For orchestral music buffs Strauss is known as the composer of eight virtuosic tone poems, 2 Horn Concertos, an Oboe Concerto, the Suite Le Bourgeois Gentilhomme and other pieces.

Opera fans know him as the composer of some 15 operas, about half of which are still performed. A few (Salome, Elektra, Der Rosenkavalier, Ariadne auf Naxos) are in the standard repertoire.

Song aficianados love his lieder, written throughout his career, many of which are orchestrated.

By 1909 when he was composing Elektra, the musical winds of change were blowing strongly and  Strauss used a more "modern" harmonic vocabulary in addition to the leitmotives he had inherited from Wagner.

When I first encountered this opera in a 20th C. analysis class the music made me queasy as it wandered from key to key. Later, I watched 4 live performances at the COC (with Maureen Forrester making a spine tingling entrance as Klytaemnestra) and enjoyed it enormously, especially since this was the first COC production to include Surtitles.

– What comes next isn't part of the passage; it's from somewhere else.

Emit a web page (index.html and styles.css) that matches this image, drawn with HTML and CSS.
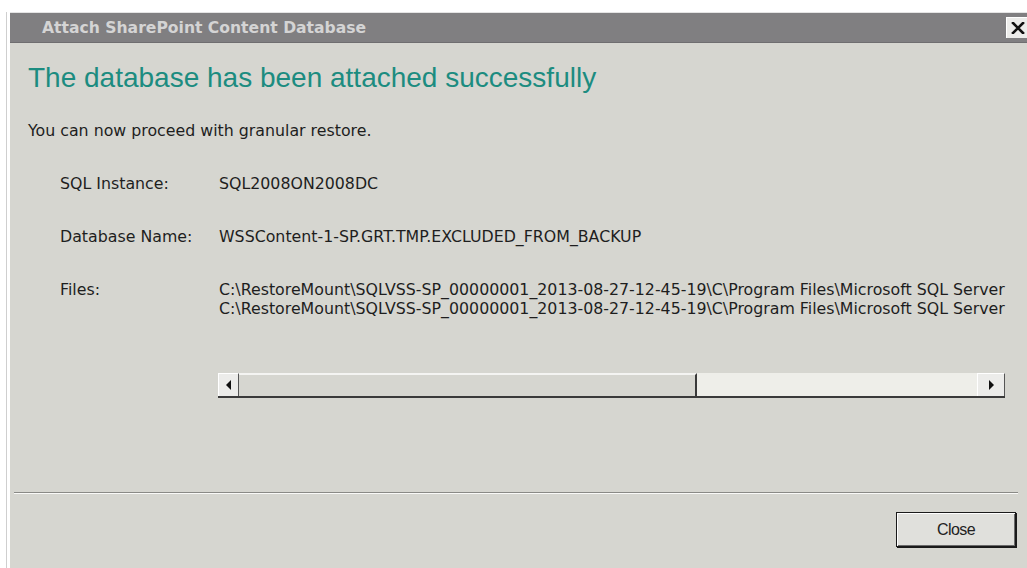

It occurred to me years ago that, with Elektra, Strauss looked over the edge of the precipice (a precipice over which Stravinsky among others would enthusiastically jump a few years later) and decided he didn't want to go there. With his next opera, Der Rosenkavlier, he returned to the high romantic style which had served him in the tone poems and he pretty much stayed there for the next 40 years.

In any event, take some time to listen to some of Richard Strauss's music in the genres with which you aren't familiar. These three works will get you started.

I met Till Eulenspiegels lustige Streiche in excerpts as a baritone horn player in high school band. The original sounds better.



Some people claim this trio is the most beautiful music they've ever heard. Strauss certainly loved to write for sopranos. This is from a 1960 film with Elisabeth Schwartzkopf in her signature role as the Marschallin.




Finally, the last of the Four Last Songs, Im Abendrot, written in 1948. I looked for video with Jesse Norman but could find only audio recordings. This is pretty
nice though. I wasn't familiar with Soile Isokoski, the Finnish soprano who sings here, but she's having the "big career".